Dining changes anger students

Dining officials vigorously defended J Street changes and Colonial Cash spending requirements last week before a town hall meeting with students, many of whom said they were losing faith in University food options.

Beginning this semester, freshmen are required to spend $1,400 a year at J Street using their GWorld cards. Sophomores are required to spend $500 a year. Many students said that although food content has improved from previous years, required spending is not fair to the student body.

Last Wednesday about 40 students attended a meeting – sponsored by the Student Association – featuring representatives from Sodexho, Starbucks and Campus Support Services.

Emotions ran high among disappointed attendees who yelled, walked around the room and used food as props.

Sarah Caffee, a sophomore, broke into tears while addressing the panel. She said the new program makes it impossible for her to continue the organic lifestyle she prefers.

“I was so angry when I heard I was going to be forced to spend money at J Street,” Caffee said after the meeting. “I feel like students’ rights and preferences have been completely ignored in this decision.”

Sodexho wanted assured profits before making any risky changes, such as scaling down national brands, said SA Director of dining and retail Francis Murray.

“Students should accept the required spending as a necessary prerequisite to the changes they were demanding,” Murray said.

Joshua Sacks, a sophomore, recently created the Web site FightJStreet.com, which provides a written outline of the problems at the venue, as well as several solutions. At the town hall gathering, Sacks spoke of his studies on J Street prices and wait-times, illustrating his points by holding up fistfuls of food provided by Sodexho.

“We should be giving venue owners a profit incentive to provide good food and competent service rather than rewarding the overpriced goods and services currently offered at J Street,” Sacks said.

Several people questioned the necessity of having an outside food service provider at all. University officials have said in the past that a food service provider such as Sodexho is necessary in the event of an emergency. Under the plan, Sodexho would provide water and other necessities to students on campus.

Nancy Haaga, managing director of Campus Support Services, recognized some students were unhappy with the required spending.
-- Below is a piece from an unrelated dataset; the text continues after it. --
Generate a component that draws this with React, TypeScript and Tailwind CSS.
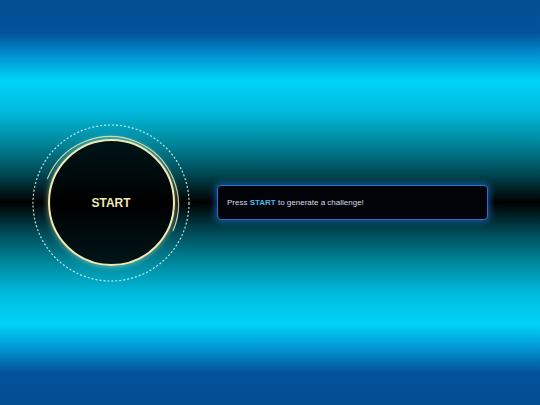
import React from "react";

// Decorative rings around the start button
function Rings() {
  return (
    <svg
      className="absolute inset-0 pointer-events-none"
      width="158"
      height="158"
      viewBox="0 0 158 158"
      fill="none"
    >
      <circle
        cx="79"
        cy="79"
        r="78"
        stroke="#d6f4f4"
        strokeOpacity="0.9"
        strokeWidth="1.2"
        strokeDasharray="2 2"
      />
      <path
        d="M15.5 54.6 A68 68 0 1 1 141.2 106.6"
        stroke="#ebe8bd"
        strokeOpacity="0.85"
        strokeWidth="1.2"
        strokeLinecap="round"
      />
    </svg>
  );
}

export default function App() {
  return (
    <div
      className="w-full h-screen flex items-center pl-[32px] gap-[27px] bg-[linear-gradient(to_bottom,#024e92_0%,#03529a_8%,#0196d2_14%,#00d4f8_20%,#00bde0_27%,#00899e_35%,#004752_43%,#000000_50%,#004752_57%,#00899e_65%,#00bde0_73%,#00d4f8_80%,#0196d2_86%,#03529a_92%,#024e92_100%)]"
      style={{ fontFamily: '"Liberation Sans", Arial, sans-serif' }}
    >
      {/* Start button with rings */}
      <div className="relative w-[158px] h-[158px] shrink-0 flex items-center justify-center">
        <Rings />
        <button
          type="button"
          className="w-[127px] h-[127px] rounded-full border-2 border-[#f3ebb2] bg-black/85 shadow-[0_0_6px_rgba(245,235,170,0.55)] flex items-center justify-center text-[12px] font-bold text-[#efe7b5]"
        >
          START
        </button>
      </div>

      {/* Message panel */}
      <div className="w-[271px] h-[35px] shrink-0 rounded-[4px] border border-[#2f6fd0] bg-[#000307] shadow-[0_0_6px_2px_rgba(40,120,230,0.55)] flex items-center px-[9px]">
        <p className="text-[8px] text-[#d5dce6] leading-none">
          Press <span className="font-bold text-[#4eb6ee]">START</span> to generate a challenge!
        </p>
      </div>
    </div>
  );
}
“After years of no restrictions on GWorld, the change has been painful for some students,” Haaga said in an interview after the meeting, “Eventually we hope to get to the point where we have enough consumer confidence within the student body that we can go back to a completely flexible plan.”

Mohsen Emami, the Sodexho director at GW, said students will soon see the benefits of switching from national brands like Jamba Juice and Quiznos to smaller labels.
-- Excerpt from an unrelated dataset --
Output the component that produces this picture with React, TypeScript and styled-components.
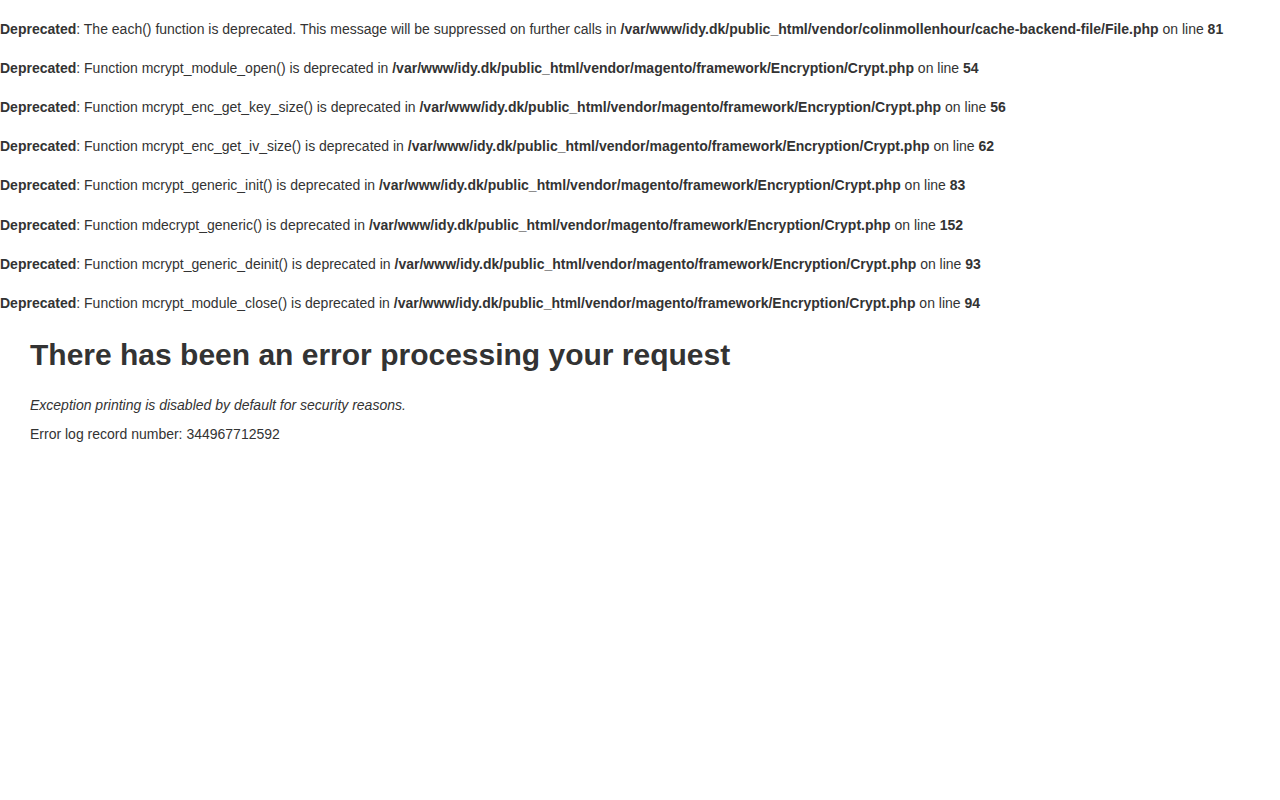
import React from 'react'
import styled, { createGlobalStyle } from 'styled-components'

const GlobalStyle = createGlobalStyle`
    body {
        margin: 0;
        background: #fff;
        color: #333;
        font-family: 'Liberation Sans', Arial, sans-serif;
        font-size: 14px;
        line-height: 1.4;
    }
`

const Notice = styled.div`
    padding-top: 19.6px;
    line-height: 19.6px;
    white-space: nowrap;
`

const Page = styled.div`
    padding: 0 30px;
`

const Title = styled.h1`
    margin: 23px 0 0;
    font-size: 30px;
    line-height: 36px;
    font-weight: 700;
`

const Text = styled.p<{ $italic?: boolean }>`
    margin: ${ p => p.$italic ? '23px' : '10px' } 0 0;
    font-style: ${ p => p.$italic ? 'italic' : 'normal' };
`

const cryptFile = '/var/www/idy.dk/public_html/vendor/magento/framework/Encryption/Crypt.php'

const notices = [
    { msg: 'The each() function is deprecated. This message will be suppressed on further calls', file: '/var/www/idy.dk/public_html/vendor/colinmollenhour/cache-backend-file/File.php', line: 81 },
    { msg: 'Function mcrypt_module_open() is deprecated', file: cryptFile, line: 54 },
    { msg: 'Function mcrypt_enc_get_key_size() is deprecated', file: cryptFile, line: 56 },
    { msg: 'Function mcrypt_enc_get_iv_size() is deprecated', file: cryptFile, line: 62 },
    { msg: 'Function mcrypt_generic_init() is deprecated', file: cryptFile, line: 83 },
    { msg: 'Function mdecrypt_generic() is deprecated', file: cryptFile, line: 152 },
    { msg: 'Function mcrypt_generic_deinit() is deprecated', file: cryptFile, line: 93 },
    { msg: 'Function mcrypt_module_close() is deprecated', file: cryptFile, line: 94 }
]

export default function App() {
    return (
        <>
            <GlobalStyle />
            { notices.map((n, i) => (
                <Notice key={ i }>
                    <b>Deprecated</b>: { n.msg } in <b>{ n.file }</b> on line <b>{ n.line }</b>
                </Notice>
            )) }
            <Page>
                <Title>There has been an error processing your request</Title>
                <Text $italic>Exception printing is disabled by default for security reasons.</Text>
                <Text>Error log record number: 344967712592</Text>
            </Page>
        </>
    )
}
“When we heard complaints last year about venues closing early or not carrying certain items, we couldn’t do anything about it because you can’t control national brands.” Emami said. “But now we can be more flexible and respond to student needs.”

As the meeting came to a close, sophomore Robert Banick, summed up what he said was the “crux of the matter” as he addressed the panel.

“If you keep the improvements to J Street but remove the spending requirement, I think you will go a long way in improving student opinion,” Banick said.

Even students who did not attend the meeting had opinions about the changes. Sophomore Amanda Dachille said she ate at Cyclone Salads in J Street often last year and was disappointed it was replaced by a smaller salad bar.

“I will eat at J Street because I have to spend $500 there,” Dachille said. “But I’m not happy about it.”

Melissa O’Brien, a sophomore who works with Hillel, said she was dissatisfied with the lack of kosher food options and the general selection.

“I tried to get food during a peak lunch hour and there was nothing left,” O’Brien said. “Last year, even if you had to wait, there was still food.”

“I wish we had the option of spending our GWorld money wherever we wanted,” freshman Adam Fischer said, “You can definitely get a better value at other places.”